Topband: unipole

Herb Schoenbohm herbs at surfvi.com
Tue Sep 15 10:17:35 PDT 2009


Glen wrote:
> Hello,
>
> I would like to speak with anyone running a unipole on 160M.
>
> At first, it seemed resonant on 4.03Mhz and 7.3Mhz. 160M is a mystery right now...added
> about 25 feet to
> each wire run on a piece of PVC drain tile up at 70' point.  Seems to find
> resonance now about
> 3.65Mhz and 6.6Mhz.......  No resonance that I can
> find on 160M......I suspect that my tower feed lines may be a source of trouble.  I have all
> the 7/8" hardline
> and rotor cable coming off at the 40' point and traveling down a guy wire towards the shack.
>   
> Glen....Your tower may be to long at RF for 1.8 resonance.

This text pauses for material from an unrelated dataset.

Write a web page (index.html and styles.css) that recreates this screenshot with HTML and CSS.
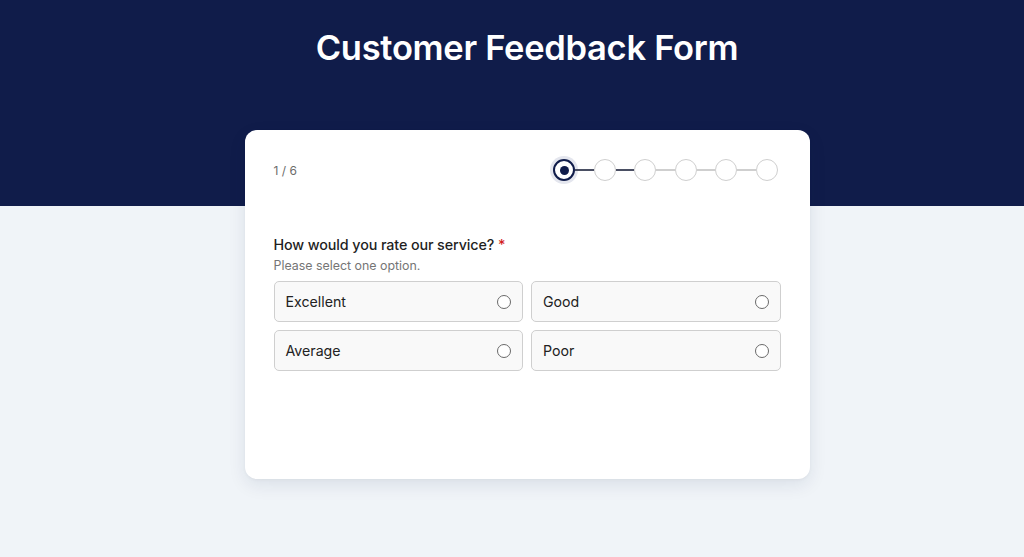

With a 120 foot tower and beam(s) on top you might have enough top loading that the tower structure appears to long for 1/4 wave 1.8 Mhz resonance.  You need to also isolate the 40 foot ABG side connected wires whatever they are, and look to match the structure with the cage feed regardless of the actual resonance frequency which is probably below 1.7 Mhz. Also bring your cables to ground or create chokes to isolate them at RF.  A 40 foot drop off point will really make things very problematic. Also you should not worry that much about actual resonance of the vertical tower but rather look for a proper match if the physical height is certain and the offending rotor cable and coax are isolated. If you are using a cage feed I would look for a much lower point (between 35 to 55 feet) to connect the cage to the tower (the connection at the top can remain)to find the "sweet point" so the bottom of the cage will be close to the feed point impedance of 50 ohms if coax fed.  There will be some inductive reactance in the cage which can be removed by a series capacitive of equal value.  If you want to save some trips up and down the tower you might want to consider an Omega match...or a CLC matching network that has a great range of impedance transformation. Remember there is no magic in resonance but rather getting a good efficient transfer of power to a metal vertical tower.  If matched properly at the feed point, I doubt if there is much measurable signal difference to worry about between a 100 foot (non-resonant) cage fed tower or a 134 foot one that is  "resonant".